Острие прежних революций, даже в период Террора во Франции, пусть и далеко не всегда справедливо и избирательно, но обращалось все же на устранение врагов истинных, а не тех, кто мог бы стать таковыми. Исключая средневековые религиозные войны, до истребления определенных социальных групп или гонений на них доходило лишь в самых крайних случаях. Коммунисты же, теоретически и практически усвоившие, что пребывают в конфликте со всеми иными классами и идеологиями, ведут себя строго соответственно: сражаются не только против старого, по-прежнему активного врага, но и против предполагаемого. В Прибалтийских государствах по спискам, где фиксировались прошлые идейно-политические симпатии, за считанные дни были репрессированы больше тысячи людей. Подобный характер носило также печально известное уничтожение нескольких тысяч польских офицеров в Катынском лесу. По прошествии многих послереволюционных лет коммунизм не чурается методов давящего террора, отлитых разве что в более рафинированные формы, но применяемых подчас даже шире, чем в самой революции (ликвидация "кулаков", например). После революции идейная исключительность и нетерпимость усиливаются. Усиление господствующей "предписанной" идеологии – марксизма-ленинизма – становится для правящей партии тенденцией даже в тех случаях, когда она вынуждена или вольна "ослабить гайки".
Стоило иссякнуть революционному террору, как внимание прежних революций, особенно так называемых буржуазных, в значительной степени переключалось на проблему утверждения индивидуальных свобод.
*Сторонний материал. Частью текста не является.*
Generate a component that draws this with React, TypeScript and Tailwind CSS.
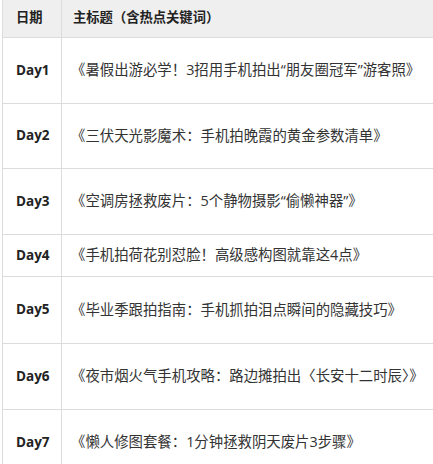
import React from "react";

const rows = [
  { day: "Day1", title: "《暑假出游必学！3招用手机拍出“朋友圈冠军”游客照》", h: "h-[66px]" },
  { day: "Day2", title: "《三伏天光影魔术：手机拍晚霞的黄金参数清单》", h: "h-[65px]" },
  { day: "Day3", title: "《空调房拯救废片：5个静物摄影“偷懒神器”》", h: "h-[66px]" },
  { day: "Day4", title: "《手机拍荷花别怼脸！高级感构图就靠这4点》", h: "h-[42px]" },
  { day: "Day5", title: "《毕业季跟拍指南：手机抓拍泪点瞬间的隐藏技巧》", h: "h-[67px]" },
  { day: "Day6", title: "《夜市烟火气手机攻略：路边摊拍出〈长安十二时辰〉》", h: "h-[66px]" },
  { day: "Day7", title: "《懒人修图套餐：1分钟拯救阴天废片3步骤》", h: "h-[66px]" },
];

export default function App() {
  return (
    <div className="w-[433px] h-[464px] overflow-hidden bg-white pl-[2px] font-['Open_Sans','Noto_Sans_CJK_SC',sans-serif] text-[#333]">
      <table className="border-collapse w-[440px] text-left">
        <thead>
          <tr className="h-[37px] bg-[#efefef]">
            <th className="border border-[#dcdcdc] border-t-0 w-[59px] pl-[13px] text-[13.3px] font-bold text-[#222]">日期</th>
            <th className="border border-[#dcdcdc] border-t-0 pl-[11px] text-[13.3px] font-bold text-[#222]">主标题（含热点关键词）</th>
          </tr>
        </thead>
        <tbody>
          {rows.map((r) => (
            <tr key={r.day} className={r.h}>
              <td className="border border-[#dcdcdc] pl-[13px] text-[13.5px] font-bold text-[#222]">{r.day}</td>
              <td className="border border-[#dcdcdc] pl-[9px] text-[14.4px] whitespace-nowrap">{r.title}</td>
            </tr>
          ))}
        </tbody>
      </table>
    </div>
  );
}
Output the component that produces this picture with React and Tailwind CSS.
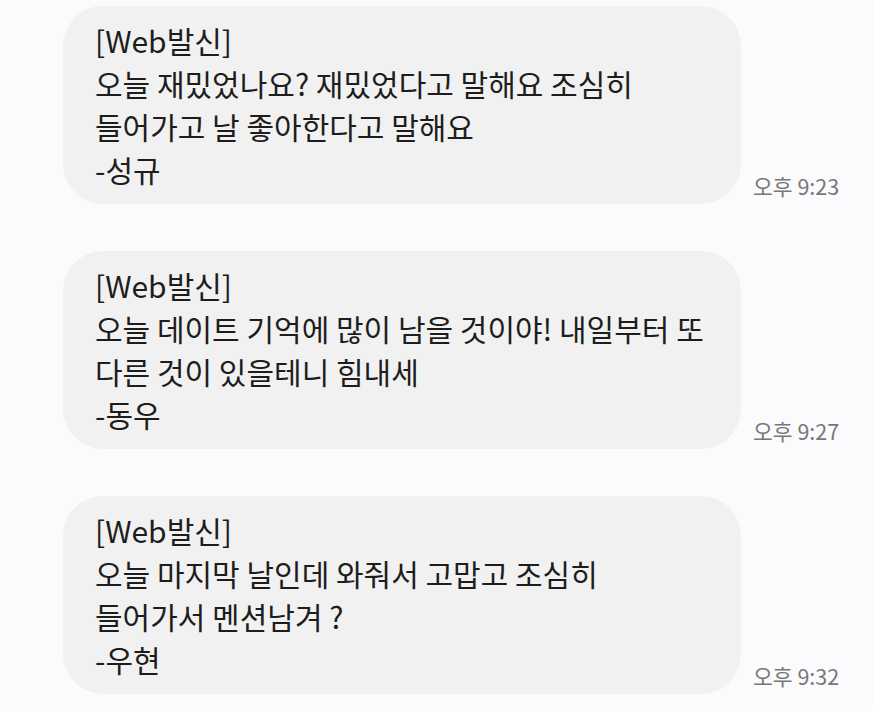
import React from "react";

const messages = [
  {
    lines: ["[Web발신]", "오늘 재밌었나요? 재밌었다고 말해요 조심히", "들어가고 날 좋아한다고 말해요", "-성규"],
    time: "오후 9:23",
  },
  {
    lines: ["[Web발신]", "오늘 데이트 기억에 많이 남을 것이야! 내일부터 또", "다른 것이 있을테니 힘내세", "-동우"],
    time: "오후 9:27",
  },
  {
    lines: ["[Web발신]", "오늘 마지막 날인데 와줘서 고맙고 조심히", "들어가서 멘션남겨 ?", "-우현"],
    time: "오후 9:32",
  },
];

const font = { fontFamily: '"Noto Sans CJK KR", "Noto Sans", sans-serif' };

export default function App() {
  return (
    <div className="w-[873px] h-[711px] bg-[#fbfbfd] overflow-hidden" style={font}>
      <div className="flex flex-col gap-[47px] pt-[6px] pl-[63px]">
        {messages.map((m, i) => (
          <div key={i} className="flex items-end">
            {/* Bubble */}
            <div className="w-[678px] h-[198px] rounded-[40px] bg-[#f1f1f1] pl-[32px] pt-[13px]">
              {m.lines.map((l, j) => (
                <p key={j} className="text-[30px] leading-[43px] text-[#1d1d1d] whitespace-pre">
                  {l}
                </p>
              ))}
            </div>
            {/* Time */}
            <span className="ml-[12px] mb-[2px] text-[21.5px] text-[#777777] whitespace-nowrap">
              {m.time}
            </span>
          </div>
        ))}
      </div>
    </div>
  );
}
Даже революционеры считали делом огромной значимости обеспечение гражданских правовых гарантий. Независимость суда также всегда относилась к итоговым завоеваниям этих революций. Коммунистический режим в СССР, как, впрочем, аналогичный режим в любой другой стране, и после сорока лет своего существования далек от чего-то подобного.
Если к конечным результатам прежних революций можно отнести и то, что они поднимали на более высокую ступень правовую защищенность и права граждан, то о коммунистической революции такого не скажешь.
Имеется, наконец, еще одно крупное различие между революциями прежними и современными коммунистическими.
Все прежние, особенно крупные революции, возникали в процессе борьбы трудовых слоев, но их завоевания доставались другому классу, под чьим духовным, а часто и организационным руководством они совершались. Плодами борьбы крестьян и санкюлотов во Франции воспользовалась главным образом буржуазия, интересы которой, собственно, и выражала революция. В коммунистической революции также участвуют народные массы. И в этом случае плоды революции достаются не им, а – бюрократии. Но бюрократия тут есть не что иное, как партия, революцию свершившая. В коммунистических революциях движения, их осуществляющие, не исчезают. И коммунистические революции "пожирают собственных детей", – но не всех.
Правда, стоит коммунистической революции закончиться, как неминуемо наступает этап жестокого, полного вероломства сведения счетов между течениями и фракциями, имеющими разные мнения о пути, которым следует двигаться дальше. Взаимные нападки всегда вертятся в круге догматического доказывания, кто "объективно" либо "субъективно" больший контрреволюционер и агент внутренних врагов или "мирового капитала". Вне зависимости от того, каким путем разрешаются эти споры, победу в итоге всегда празднует течение, являющееся наиболее последовательным и решительным поборником индустриализации на коммунистических началах, то есть на основе тотального подчинения производства монополии партии, органов государства. Пожирая собственных детей, коммунистическая революция не трогает всех подряд, тем более ни в коем случае тех, кто важен, кто необходим для будущего – для индустриализации. Уничтожаются обычно революционеры, воспринявшие идеи и лозунги революции буквально, наивно верящие в возможность их осуществления. Побеждает течение, усматривающее первостепенный смысл революции в укреплении власти – инструмента будущего индустриального переустройства, которое, ясное дело, должно вестись на определенной социально-политической – коммунистической – основе.